EXERCISE DETAILS |
Isolate every line in the data with the string "this" and copy it.

MATERIAL PROVIDED |
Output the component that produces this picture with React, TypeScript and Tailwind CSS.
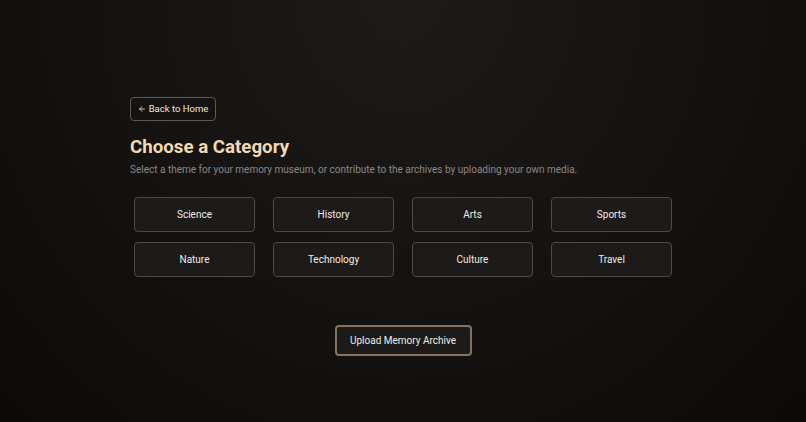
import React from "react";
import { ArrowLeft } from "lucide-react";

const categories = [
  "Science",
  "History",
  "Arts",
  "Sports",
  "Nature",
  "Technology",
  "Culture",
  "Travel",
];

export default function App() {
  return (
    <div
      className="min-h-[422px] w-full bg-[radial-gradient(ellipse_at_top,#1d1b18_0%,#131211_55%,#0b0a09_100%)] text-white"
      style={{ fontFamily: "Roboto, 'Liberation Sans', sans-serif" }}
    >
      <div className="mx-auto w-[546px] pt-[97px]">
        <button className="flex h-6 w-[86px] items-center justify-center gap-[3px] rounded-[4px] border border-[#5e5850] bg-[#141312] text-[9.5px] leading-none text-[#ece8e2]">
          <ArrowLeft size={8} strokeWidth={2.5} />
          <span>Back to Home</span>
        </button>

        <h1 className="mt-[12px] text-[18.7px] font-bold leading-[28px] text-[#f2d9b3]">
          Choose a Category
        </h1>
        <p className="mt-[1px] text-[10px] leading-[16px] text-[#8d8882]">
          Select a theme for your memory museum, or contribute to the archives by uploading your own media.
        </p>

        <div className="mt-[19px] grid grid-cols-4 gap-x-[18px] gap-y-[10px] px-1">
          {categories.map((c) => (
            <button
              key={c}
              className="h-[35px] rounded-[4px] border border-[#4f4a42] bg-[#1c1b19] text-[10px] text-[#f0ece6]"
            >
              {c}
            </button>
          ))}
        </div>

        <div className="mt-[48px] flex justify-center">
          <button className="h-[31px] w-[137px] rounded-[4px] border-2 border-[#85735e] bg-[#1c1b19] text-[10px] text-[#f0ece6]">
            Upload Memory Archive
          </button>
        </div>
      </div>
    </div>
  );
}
* * *
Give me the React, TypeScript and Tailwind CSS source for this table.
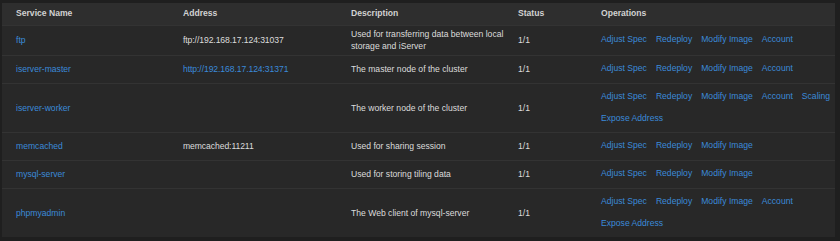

COMPLETE OUTPUT |
Output the component that produces this picture with React, TypeScript and Tailwind CSS.
Give me the React, TypeScript and Tailwind CSS source for this table.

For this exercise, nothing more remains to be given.